Expressly Fluxist, neo-Dada and Feminist, Go! Push Pop’s collaboration with local Manchester performers, mixing delicious irony with seriousness, zaniness and weirdness, had at times the atmosphere of a late 19th Century English country house séance. Colourfully and crazily costumed, what felt at first like a tentative rehearsal gradually achieved inner possession and audience engagement with an impressive conviction. As though guided by invisible forces the performers swayed in seated huddles, walked in circles, touched hands and mingled with the standing audience distributing gifts of jewelry and chocolates, all the while performing incantatory sounds – shouts, screams, laughter, rattle shaking. To be absurdist, and even plain silly, if directed correctly may subvert fixed views. Evoke the Earth Mother, as this troupe successfully did, and she will hopefully reclaim not just her daughters’ bodies and psyches but those of humanity, presently on the edge of destruction from the folly of patriarchal appropriation of the planet. It’s a good direction to take. Let’s see Go! Push Pops (or protégées) stopping the traffic in Manchester more often, and elsewhere.

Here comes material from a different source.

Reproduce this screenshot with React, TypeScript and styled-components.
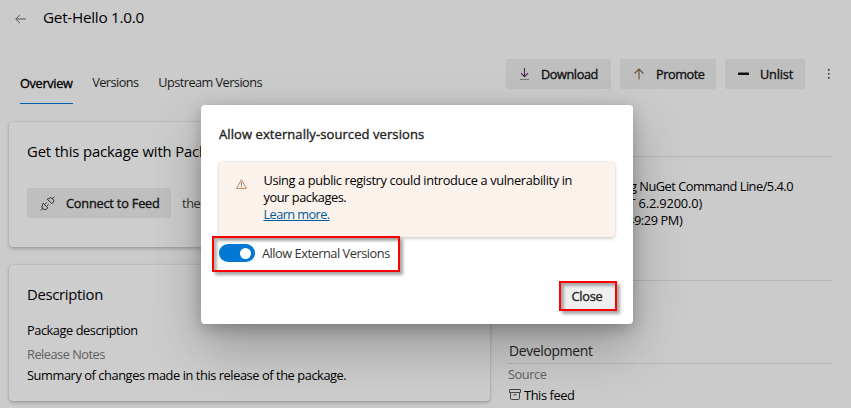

Hosted by local comedienne Kerry Leigh other happenings were the first Manchester screening of experimental film director Nataly Lebouleux’s eerie doll stop-animation film, Illuminate, an eclectic playful set by The Mighty Quinn (note: not one of the male DJs of the same name) and, in the moonlit darkness of the park outside the pavilion, for the benefit of smokers, the club bouncer and occasional passersby, two solitary dancers with lighted hoola hoops.

Text by Michael Butterworth

Go! Push Pops, HolY CreAtriXXX took place at the Alexandra Park Pavillion on 28 November 2014.